### Objective
List every line below containing "styles".

### Data shown
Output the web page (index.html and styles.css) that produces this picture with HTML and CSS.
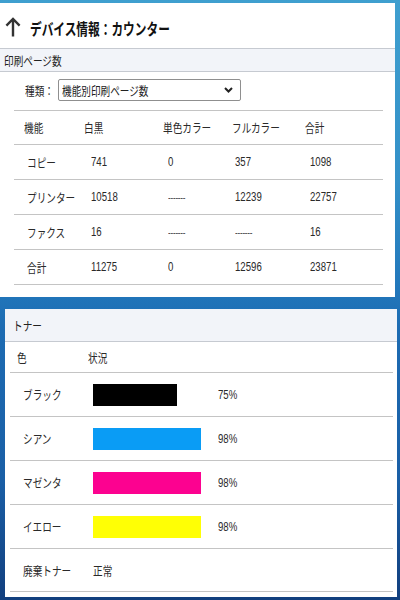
FILE: index.html
```html
<!DOCTYPE html>
<html lang="ja">
<head>
<meta charset="utf-8">
<link rel="stylesheet" href="styles.css">
</head>
<body>
<div class="panel panel-counter">
  <div class="page-head">
    <svg class="back" width="16" height="21" viewBox="0 0 16 21"><path d="M8 20.5V3.2M1.4 9.6L8 3 14.6 9.6" fill="none" stroke="#333" stroke-width="2.4"/></svg>
    <h1 class="title">デバイス情報：カウンター</h1>
  </div>
  <div class="band band-1"><span class="sx">印刷ページ数</span></div>
  <div class="type-row">
    <span class="label sx">種類：</span>
    <div class="select">
      <span class="sx">機能別印刷ページ数</span>
      <svg class="chev" width="9" height="6" viewBox="0 0 9 6"><path d="M1 1l3.5 3.5L8 1" fill="none" stroke="#222" stroke-width="2"/></svg>
    </div>
  </div>
  <div class="count-table">
    <div class="crow chead"><span>機能</span><span>白黒</span><span>単色カラー</span><span>フルカラー</span><span>合計</span></div>
    <div class="crow cdata"><span>コピー</span><span>741</span><span>0</span><span>357</span><span>1098</span></div>
    <div class="crow cdata"><span>プリンター</span><span>10518</span><span class="dash">-------</span><span>12239</span><span>22757</span></div>
    <div class="crow cdata"><span>ファクス</span><span>16</span><span class="dash">-------</span><span class="dash">-------</span><span>16</span></div>
    <div class="crow cdata"><span>合計</span><span>11275</span><span>0</span><span>12596</span><span>23871</span></div>
  </div>
</div>
<div class="panel panel-toner">
  <div class="band band-2"><span class="sx">トナー</span></div>
  <div class="toner-table">
    <div class="trow thead"><span class="sx">色</span><span class="sx">状況</span></div>
    <div class="trow"><span class="sx">ブラック</span><div class="track"><div class="bar black" style="width:76%"></div></div><span class="sx">75%</span></div>
    <div class="trow"><span class="sx">シアン</span><div class="track"><div class="bar cyan" style="width:98%"></div></div><span class="sx">98%</span></div>
    <div class="trow"><span class="sx">マゼンタ</span><div class="track"><div class="bar magenta" style="width:98%"></div></div><span class="sx">98%</span></div>
    <div class="trow"><span class="sx">イエロー</span><div class="track"><div class="bar yellow" style="width:98%"></div></div><span class="sx">98%</span></div>
    <div class="trow"><span class="sx">廃棄トナー</span><span class="sx">正常</span></div>
  </div>
</div>
</body>
</html>
```
FILE: styles.css
```css
html, body {
  margin: 0;
  padding: 0;
}
body {
  width: 400px;
  height: 600px;
  overflow: hidden;
  background: linear-gradient(180deg, #3f9fcf 0%, #3390c8 30%, #2277bb 48%, #1d6bb2 55%, #1a5fa6 80%, #123f7e 100%);
  font-family: "Liberation Sans", "Noto Sans CJK JP", sans-serif;
  font-size: 12.5px;
  color: #2a2a2a;
}
.sx, .crow > span {
  display: inline-block;
  transform: scaleX(0.77);
  transform-origin: 0 50%;
  white-space: nowrap;
}
.panel {
  background: #fff;
}
.panel-counter {
  margin: 3px 5px 0 0;
  height: 294px;
}
.page-head {
  height: 45px;
  display: flex;
  align-items: center;
  padding-left: 5px;
  gap: 9px;
}
.back {
  margin-top: 2px;
}
.title {
  margin: 0;
  font-size: 16px;
  font-weight: bold;
  color: #111;
  display: inline-block;
  transform: scaleX(0.73);
  transform-origin: 0 50%;
  white-space: nowrap;
  margin-top: 4px;
}
.band {
  background: #f2f4f9;
  border-top: 1px solid #c6cad1;
  border-bottom: 1px solid #c6cad1;
  display: flex;
  align-items: center;
  color: #222;
}
.band-1 {
  height: 22px;
  padding-left: 4px;
}
.band-2 {
  height: 32px;
  border-top: none;
  padding-left: 8px;
}
.type-row {
  height: 38px;
  display: flex;
  align-items: center;
  padding-left: 25px;
  box-sizing: border-box;
  padding-bottom: 2px;
}
.label {
  width: 33px;
}
.select {
  width: 183px;
  height: 22px;
  box-sizing: border-box;
  border: 1px solid #8f8f8f;
  border-radius: 2px;
  display: flex;
  align-items: center;
  justify-content: space-between;
  padding: 0 7px 0 3px;
  color: #222;
}
.count-table {
  margin: 0 12px 0 14px;
  border-top: 1px solid #c4c4c4;
}
.crow {
  display: grid;
  align-items: center;
  border-bottom: 1px solid #c4c4c4;
  height: 35px;
  box-sizing: border-box;
}
.chead {
  height: 34px;
  grid-template-columns: 60px 79px 69px 73px 1fr;
  padding-left: 10px;
}
.cdata {
  grid-template-columns: 64px 77px 67px 75px 1fr;
  padding-left: 13px;
}
.crow > span.dash {
  font-size: 10.5px;
  color: #444;
  letter-spacing: -0.3px;
}
.panel-toner {
  margin: 12px 3px 0 5px;
  height: 288px;
}
.toner-table {
  margin: 0 4px 0 5px;
}
.trow {
  display: grid;
  grid-template-columns: 70px 125px 1fr;
  align-items: center;
  padding-left: 13px;
  height: 44px;
  box-sizing: border-box;
  border-bottom: 1px solid #c4c4c4;
}
.thead {
  height: 31px;
  padding-left: 7px;
  grid-template-columns: 71px 1fr;
}
.trow:last-child {
  grid-template-columns: 70px 1fr;
  height: 43px;
}
.track {
  width: 110px;
  height: 22px;
}
.bar {
  height: 22px;
}
.black { background: #000; }
.cyan { background: #0a9cf5; }
.magenta { background: #fc0290; }
.yellow { background: #ffff05; }
```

### Reply
Output the web page (index.html and styles.css) that produces this picture with HTML and CSS.
<link rel="stylesheet" href="styles.css">
FILE: styles.css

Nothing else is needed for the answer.